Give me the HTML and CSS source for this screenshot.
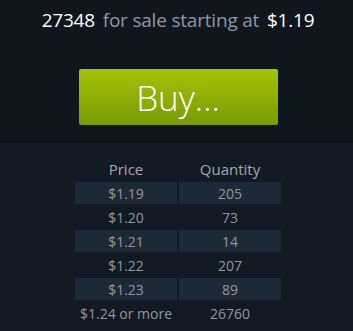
FILE: index.html
```html
<!DOCTYPE html>
<html lang="en">
<head>
    <meta charset="UTF-8">
    <meta name="viewport" content="width=device-width, initial-scale=1.0">
    <title>Buy Orders</title>
    <link rel="stylesheet" href="styles.css">
</head>
<body>
    <div class="summary">
        <div class="headline">
            <span class="count">27348</span> for sale starting at <span class="price">$1.19</span>
        </div>
        <button class="buy-btn">Buy...</button>
    </div>

    <div class="orders">
        <table class="orders-table">
            <thead>
                <tr>
                    <th>Price</th>
                    <th>Quantity</th>
                </tr>
            </thead>
            <tbody>
                <tr class="shaded"><td>$1.19</td><td>205</td></tr>
                <tr><td>$1.20</td><td>73</td></tr>
                <tr class="shaded"><td>$1.21</td><td>14</td></tr>
                <tr><td>$1.22</td><td>207</td></tr>
                <tr class="shaded"><td>$1.23</td><td>89</td></tr>
                <tr><td>$1.24 or more</td><td>26760</td></tr>
            </tbody>
        </table>
    </div>
</body>
</html>
```

FILE: styles.css
```css
body {
    margin: 0;
    background-color: #10161e;
    font-family: "Open Sans", Arial, sans-serif;
    color: #8f98a0;
}

.summary {
    padding: 10px 0 16px 3px;
    text-align: center;
    border-bottom: 1px solid #06090d;
}

.headline {
    font-size: 19px;
    line-height: 20px;
    letter-spacing: -0.2px;
    color: #8f98a0;
}

.count,
.price {
    color: #ffffff;
}

.count {
    margin-right: 3px;
}

.price {
    margin-left: 3px;
}

.buy-btn {
    display: block;
    margin: 39px auto 0;
    width: 199px;
    height: 56px;
    padding: 0;
    border: none;
    border-radius: 2px;
    background: linear-gradient(to bottom, #a5c307, #799a05);
    color: #ffffff;
    font-family: "Open Sans", Arial, sans-serif;
    font-size: 35px;
    font-weight: 300;
    cursor: pointer;
}

.orders {
    padding: 14px 0 0 3px;
    min-height: 175px;
    background: linear-gradient(to bottom, #121a24, #111923);
}

.orders-table {
    margin: 0 auto;
    border-spacing: 2px;
    font-size: 14px;
}

.orders-table th {
    width: 102px;
    height: 22px;
    padding: 0;
    font-size: 15px;
    font-weight: normal;
    color: #a3aab0;
}

.orders-table td {
    height: 22px;
    padding: 0;
    text-align: center;
}

.shaded td {
    background-color: #1e2937;
}
```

────────────────────

- [DO THIS]
Pictures in the data above should not be copied; transcribe everything else exactly.

- [WRITTEN SOLUTION]
Give me the HTML and CSS source for this screenshot.
FILE: index.html
```html
<!DOCTYPE html>
<html lang="en">
<head>
    <meta charset="UTF-8">
    <meta name="viewport" content="width=device-width, initial-scale=1.0">
    <title>Buy Orders</title>
    <link rel="stylesheet" href="styles.css">
</head>
<body>
    <div class="summary">
        <div class="headline">
            <span class="count">27348</span> for sale starting at <span class="price">$1.19</span>
        </div>
        <button class="buy-btn">Buy...</button>
    </div>

    <div class="orders">
        <table class="orders-table">
            <thead>
                <tr>
                    <th>Price</th>
                    <th>Quantity</th>
                </tr>
            </thead>
            <tbody>
                <tr class="shaded"><td>$1.19</td><td>205</td></tr>
                <tr><td>$1.20</td><td>73</td></tr>
                <tr class="shaded"><td>$1.21</td><td>14</td></tr>
                <tr><td>$1.22</td><td>207</td></tr>
                <tr class="shaded"><td>$1.23</td><td>89</td></tr>
                <tr><td>$1.24 or more</td><td>26760</td></tr>
            </tbody>
        </table>
    </div>
</body>
</html>
```

FILE: styles.css
```css
body {
    margin: 0;
    background-color: #10161e;
    font-family: "Open Sans", Arial, sans-serif;
    color: #8f98a0;
}

.summary {
    padding: 10px 0 16px 3px;
    text-align: center;
    border-bottom: 1px solid #06090d;
}

.headline {
    font-size: 19px;
    line-height: 20px;
    letter-spacing: -0.2px;
    color: #8f98a0;
}

.count,
.price {
    color: #ffffff;
}

.count {
    margin-right: 3px;
}

.price {
    margin-left: 3px;
}

.buy-btn {
    display: block;
    margin: 39px auto 0;
    width: 199px;
    height: 56px;
    padding: 0;
    border: none;
    border-radius: 2px;
    background: linear-gradient(to bottom, #a5c307, #799a05);
    color: #ffffff;
    font-family: "Open Sans", Arial, sans-serif;
    font-size: 35px;
    font-weight: 300;
    cursor: pointer;
}

.orders {
    padding: 14px 0 0 3px;
    min-height: 175px;
    background: linear-gradient(to bottom, #121a24, #111923);
}

.orders-table {
    margin: 0 auto;
    border-spacing: 2px;
    font-size: 14px;
}

.orders-table th {
    width: 102px;
    height: 22px;
    padding: 0;
    font-size: 15px;
    font-weight: normal;
    color: #a3aab0;
}

.orders-table td {
    height: 22px;
    padding: 0;
    text-align: center;
}

.shaded td {
    background-color: #1e2937;
}
```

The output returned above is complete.